[Interface markup and scripts]

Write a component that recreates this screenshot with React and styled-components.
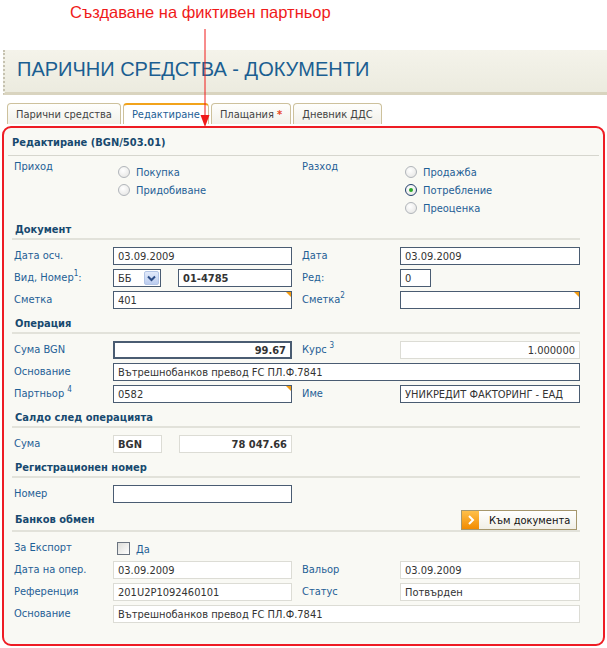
import React from 'react';
import styled, { createGlobalStyle, css } from 'styled-components';

const GlobalStyle = createGlobalStyle`
  html, body {
    margin: 0;
    padding: 0;
    background: #fff;
  }
  body {
    font-family: "DejaVu Sans Condensed", "Liberation Sans", sans-serif;
    font-size: 11px;
    color: #333;
  }
`;

const Page = styled.div`
  position: relative;
  width: 607px;
  height: 648px;
  overflow: hidden;
`;

const Annotation = styled.div`
  height: 50px;
  box-sizing: border-box;
  padding: 3px 0 0 70px;
  font-family: "Liberation Sans", Arial, sans-serif;
  font-size: 16.5px;
  color: #f01a1a;
`;

const Arrow = styled.svg`
  position: absolute;
  left: 199px;
  top: 29px;
`;

const Banner = styled.div`
  margin-left: 3px;
  height: 42px;
  display: flex;
  align-items: center;
  padding-left: 12px;
  border-left: 2px dotted #c6c2b0;
  border-bottom: 3px solid #d9d4bf;
  background: linear-gradient(#f4f3ea, #ecebdf);
`;

const Title = styled.h1`
  margin: 0 0 3px;
  font-family: "Liberation Sans", Arial, sans-serif;
  font-weight: normal;
  font-size: 20px;
  color: #1b5e91;
`;

const Tabs = styled.div`
  display: flex;
  gap: 2px;
  margin-top: 8px;
  padding-left: 7px;
`;

const Tab = styled.div`
  height: 21px;
  box-sizing: border-box;
  display: flex;
  align-items: center;
  padding: 0 8px;
  border: 1px solid #cdc19c;
  border-bottom: none;
  border-radius: 4px 4px 0 0;
  background: linear-gradient(#fefefc, #f2f1ea);
  color: #444;
  ${p => p.$active && css`
    border-top: 2px solid #f2a31b;
    background: #fff;
    color: #1d6096;
  `}
`;

const Star = styled.span`
  color: #e8451c;
  font-weight: bold;
  margin-left: 3px;
`;

const Panel = styled.div`
  margin: 2px 2px 0;
  border: 2px solid #ee1c24;
  border-radius: 9px;
  background: #f9f9f4;
  padding-bottom: 19px;
`;

const PanelHeader = styled.div`
  margin: 0 4px;
  padding: 8px 4px 5px;
  line-height: 14px;
  border-bottom: 1px solid #d6d6ce;
  font-weight: bold;
  color: #17496f;
`;

const Body = styled.div`
  padding: 0 23px 0 8px;
`;

const TypeRow = styled.div`
  display: grid;
  grid-template-columns: 99px 179px 108px 180px;
  align-items: start;
  padding: 3px 0 0 2px;
`;

const Label = styled.div`
  color: #1f6096;
  line-height: 16px;
  white-space: nowrap;
  padding-left: ${p => (p.$right ? 10 : 0)}px;
`;

const Sup = styled.sup`
  font-size: 8px;
  line-height: 0;
  vertical-align: 5px;
  margin-left: ${p => (p.$gap ? 3 : 0)}px;
`;

const RadioList = styled.div`
  display: flex;
  flex-direction: column;
  padding: 4px 0 0 5px;
`;

const RadioItem = styled.label`
  height: 18px;
  display: flex;
  align-items: center;
  gap: 6px;
  color: #1f6096;
`;

const RadioDot = styled.span`
  width: 12px;
  height: 12px;
  box-sizing: border-box;
  border-radius: 50%;
  border: 1px solid ${p => (p.$checked ? '#23406d' : '#b1b5ba')};
  background: radial-gradient(circle at 40% 35%, #ffffff, #e2e2e0);
  display: flex;
  align-items: center;
  justify-content: center;
  &::after {
    content: '';
    width: 4px;
    height: 4px;
    border-radius: 50%;
    background: ${p => (p.$checked ? '#2aa62a' : 'transparent')};
  }
`;

const Section = styled.div`
  margin-top: 5px;
`;

const SectionHead = styled.div`
  display: flex;
  align-items: center;
  justify-content: space-between;
  min-height: 16px;
  padding: 0 3px;
  border-bottom: 2px solid #e2e2da;
`;

const SectionTitle = styled.div`
  font-weight: bold;
  color: #17496f;
  line-height: 16px;
`;

const Grid = styled.div`
  display: grid;
  grid-template-columns: 99px 179px 108px 180px;
  grid-auto-rows: 22px;
  align-items: center;
  padding: 5px 0 0 2px;
`;

const FieldWrap = styled.div`
  position: relative;
  display: flex;
  gap: 17px;
  width: ${p => (p.$w ? `${p.$w}px` : 'auto')};
  grid-column: ${p => (p.$wide ? '2 / -1' : 'auto')};
`;

const Input = styled.input`
  flex: 1;
  min-width: 0;
  width: 100%;
  height: 18px;
  box-sizing: border-box;
  margin: 0;
  padding: 0 4px;
  font: inherit;
  color: #333;
  background: #fff;
  outline: none;
  border: 1px solid ${p => (p.$ro ? '#dcdcd5' : '#4a5c72')};
  border-width: ${p => (p.$thick ? '2px' : '1px')};
  font-weight: ${p => (p.$bold ? 'bold' : 'normal')};
  text-align: ${p => (p.$right ? 'right' : 'left')};
  ${p => p.$fixed && css`
    flex: none;
    width: ${p.$fixed}px;
  `}
`;

const Corner = styled.span`
  position: absolute;
  top: 1px;
  right: 1px;
  width: 0;
  height: 0;
  border-top: 5px solid #f39c12;
  border-left: 5px solid transparent;
`;

const Select = styled.div`
  width: 48px;
  height: 18px;
  box-sizing: border-box;
  border: 1px solid #4a5c72;
  background: #fff;
  display: flex;
  align-items: center;
  justify-content: space-between;
  padding-left: 4px;
  color: #333;
`;

const DropBtn = styled.span`
  width: 15px;
  height: 14px;
  margin-right: 1px;
  box-sizing: border-box;
  border: 1px solid #b3c5e6;
  border-radius: 2px;
  background: linear-gradient(#e2eafa, #bccdef);
  display: flex;
  align-items: center;
  justify-content: center;
`;

const CheckLine = styled.label`
  display: flex;
  align-items: center;
  gap: 6px;
  padding-left: 4px;
  color: #1f6096;
`;

const CheckBox = styled.span`
  width: 13px;
  height: 13px;
  box-sizing: border-box;
  border: 1px solid #6b7480;
  background: linear-gradient(135deg, #dcdcd8, #ffffff);
`;

const CheckText = styled.span`
  padding-top: 3px;
`;

const Button = styled.button`
  height: 20px;
  width: 116px;
  margin: 0 0 0 auto;
  padding: 0;
  display: flex;
  align-items: center;
  gap: 10px;
  font: inherit;
  color: #111;
  border: 1px solid #a6976d;
  background: linear-gradient(#ffffff, #f1efe6);
  cursor: pointer;
`;

const ButtonIcon = styled.span`
  width: 17px;
  height: 18px;
  background: linear-gradient(#ffc04a, #f28b00);
  display: flex;
  align-items: center;
  justify-content: center;
`;

function Radio({ checked, children }) {
  return (
    <RadioItem>
      <RadioDot $checked={checked} />
      {children}
    </RadioItem>
  );
}

function Field({ value = '', corner, wide, w, ...rest }) {
  return (
    <FieldWrap $wide={wide} $w={w}>
      <Input readOnly defaultValue={value} {...rest} />
      {corner && <Corner />}
    </FieldWrap>
  );
}

export default function App() {
  return (
    <Page>
      <GlobalStyle />
      <Annotation>Създаване на фиктивен партньор</Annotation>
      <Arrow width="12" height="100" viewBox="0 0 12 100">
        <line x1="6" y1="0" x2="6" y2="88" stroke="#f01a1a" strokeWidth="1" />
        <polygon points="1.5,86 10.5,86 6,98" fill="#f01a1a" />
      </Arrow>

      <Banner>
        <Title>ПАРИЧНИ СРЕДСТВА - ДОКУМЕНТИ</Title>
      </Banner>

      <Tabs>
        <Tab>Парични средства</Tab>
        <Tab $active>Редактиране</Tab>
        <Tab>Плащания<Star>*</Star></Tab>
        <Tab>Дневник ДДС</Tab>
      </Tabs>

      <Panel>
        <PanelHeader>Редактиране (BGN/503.01)</PanelHeader>
        <Body>
          <TypeRow>
            <Label>Приход</Label>
            <RadioList>
              <Radio>Покупка</Radio>
              <Radio>Придобиване</Radio>
            </RadioList>
            <Label $right>Разход</Label>
            <RadioList>
              <Radio>Продажба</Radio>
              <Radio checked>Потребление</Radio>
              <Radio>Преоценка</Radio>
            </RadioList>
          </TypeRow>

          <Section>
            <SectionHead><SectionTitle>Документ</SectionTitle></SectionHead>
            <Grid>
              <Label>Дата осч.</Label>
              <Field value="03.09.2009" />
              <Label $right>Дата</Label>
              <Field value="03.09.2009" />

              <Label>Вид, Номер<Sup>1</Sup>:</Label>
              <FieldWrap>
                <Select>
                  ББ
                  <DropBtn>
                    <svg width="9" height="7" viewBox="0 0 9 7">
                      <path d="M1 1.5 L4.5 5 L8 1.5" fill="none" stroke="#2d4d86" strokeWidth="2" />
                    </svg>
                  </DropBtn>
                </Select>
                <Input readOnly defaultValue="01-4785" $bold />
              </FieldWrap>
              <Label $right>Ред:</Label>
              <Field value="0" w={31} />

              <Label>Сметка</Label>
              <Field value="401" corner />
              <Label $right>Сметка<Sup>2</Sup></Label>
              <Field corner />
            </Grid>
          </Section>

          <Section>
            <SectionHead><SectionTitle>Операция</SectionTitle></SectionHead>
            <Grid>
              <Label>Сума BGN</Label>
              <Field value="99.67" $bold $right $thick />
              <Label $right>Курс<Sup $gap>3</Sup></Label>
              <Field value="1.000000" $ro $right />

              <Label>Основание</Label>
              <Field value="Вътрешнобанков превод FC ПЛ.Ф.7841" wide />

              <Label>Партньор<Sup $gap>4</Sup></Label>
              <Field value="0582" corner />
              <Label $right>Име</Label>
              <Field value="УНИКРЕДИТ ФАКТОРИНГ - ЕАД" />
            </Grid>
          </Section>

          <Section>
            <SectionHead><SectionTitle>Салдо след операцията</SectionTitle></SectionHead>
            <Grid>
              <Label>Сума</Label>
              <FieldWrap>
                <Input readOnly defaultValue="BGN" $ro $bold $fixed={49} />
                <Input readOnly defaultValue="78 047.66" $ro $bold $right />
              </FieldWrap>
            </Grid>
          </Section>

          <Section>
            <SectionHead><SectionTitle>Регистрационен номер</SectionTitle></SectionHead>
            <Grid>
              <Label>Номер</Label>
              <Field />
            </Grid>
          </Section>

          <Section>
            <SectionHead>
              <SectionTitle>Банков обмен</SectionTitle>
              <Button>
                <ButtonIcon>
                  <svg width="8" height="10" viewBox="0 0 8 10">
                    <path d="M2 1 L6 5 L2 9" fill="none" stroke="#fff" strokeWidth="2" />
                  </svg>
                </ButtonIcon>
                Към документа
              </Button>
            </SectionHead>
            <Grid>
              <Label>За Експорт</Label>
              <CheckLine>
                <CheckBox />
                <CheckText>Да</CheckText>
              </CheckLine>
              <span />
              <span />

              <Label>Дата на опер.</Label>
              <Field value="03.09.2009" $ro />
              <Label $right>Вальор</Label>
              <Field value="03.09.2009" $ro />

              <Label>Референция</Label>
              <Field value="201U2P1092460101" $ro />
              <Label $right>Статус</Label>
              <Field value="Потвърден" $ro />

              <Label>Основание</Label>
              <Field value="Вътрешнобанков превод FC ПЛ.Ф.7841" $ro wide />
            </Grid>
          </Section>
        </Body>
      </Panel>
    </Page>
  );
}
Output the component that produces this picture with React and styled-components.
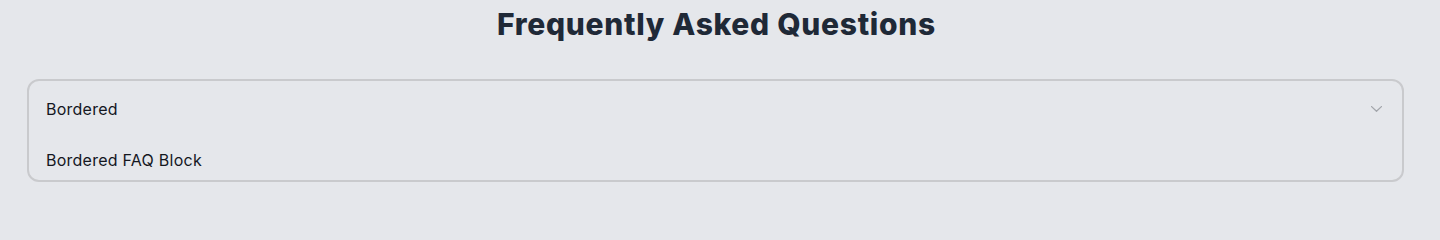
import React from "react";
import styled, { createGlobalStyle } from "styled-components";

const GlobalStyle = createGlobalStyle`
  * { box-sizing: border-box; }
  html, body { margin: 0; padding: 0; }
  body {
    background: #e5e7eb;
    font-family: Inter, "Noto Sans", "Liberation Sans", sans-serif;
    color: #111827;
    -webkit-font-smoothing: antialiased;
  }
`;

const Page = styled.main`
  padding: 6px 36px 0 27px;
`;

const Heading = styled.h2`
  margin: 0 0 37px;
  text-align: center;
  font-size: 30px;
  line-height: 36px;
  font-weight: 800;
  letter-spacing: 0.7px;
  color: #1f2937;
  padding-left: 2px;
`;

const Collapse = styled.div`
  border: 2px solid #c9cacd;
  border-radius: 12px;
`;

const Title = styled.div`
  display: flex;
  align-items: center;
  justify-content: space-between;
  min-height: 60px;
  padding: 14px 20px 18px 17px;
  font-size: 16px;
  line-height: 24px;
  letter-spacing: 0.25px;
  color: #14171f;
`;

const Content = styled.div`
  padding: 7px 17px 8px;
  font-size: 16px;
  line-height: 24px;
  letter-spacing: 0.25px;
  color: #14171f;
`;

const Chevron = styled.svg`
  width: 11px;
  height: 6px;
  flex: none;
  color: #a3a6ab;
`;

export default function App() {
  return (
    <>
      <GlobalStyle />
      <Page>
        <Heading>Frequently Asked Questions</Heading>
        <Collapse>
          <Title>
            <span>Bordered</span>
            <Chevron viewBox="0 0 11 6" fill="none">
              <polyline
                points="0.6,0.6 5.5,5.2 10.4,0.6"
                stroke="currentColor"
                strokeWidth="1.3"
                strokeLinecap="round"
                strokeLinejoin="round"
              />
            </Chevron>
          </Title>
          <Content>Bordered FAQ Block</Content>
        </Collapse>
      </Page>
    </>
  );
}
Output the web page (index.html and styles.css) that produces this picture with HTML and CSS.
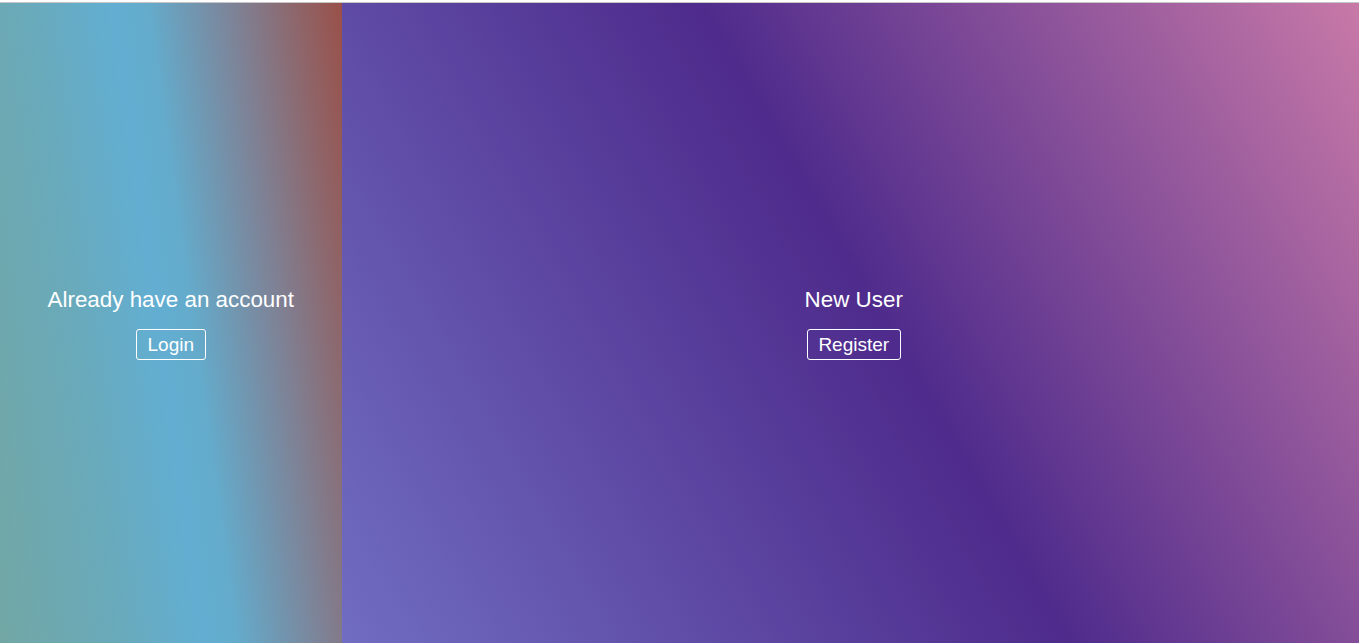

Task statement
Copy each line that holds the word "React".

Exercise result
Write a component that recreates this screenshot with React and styled-components.
import React from 'react';
Output the component that produces this picture with React and styled-components.
import React from "react";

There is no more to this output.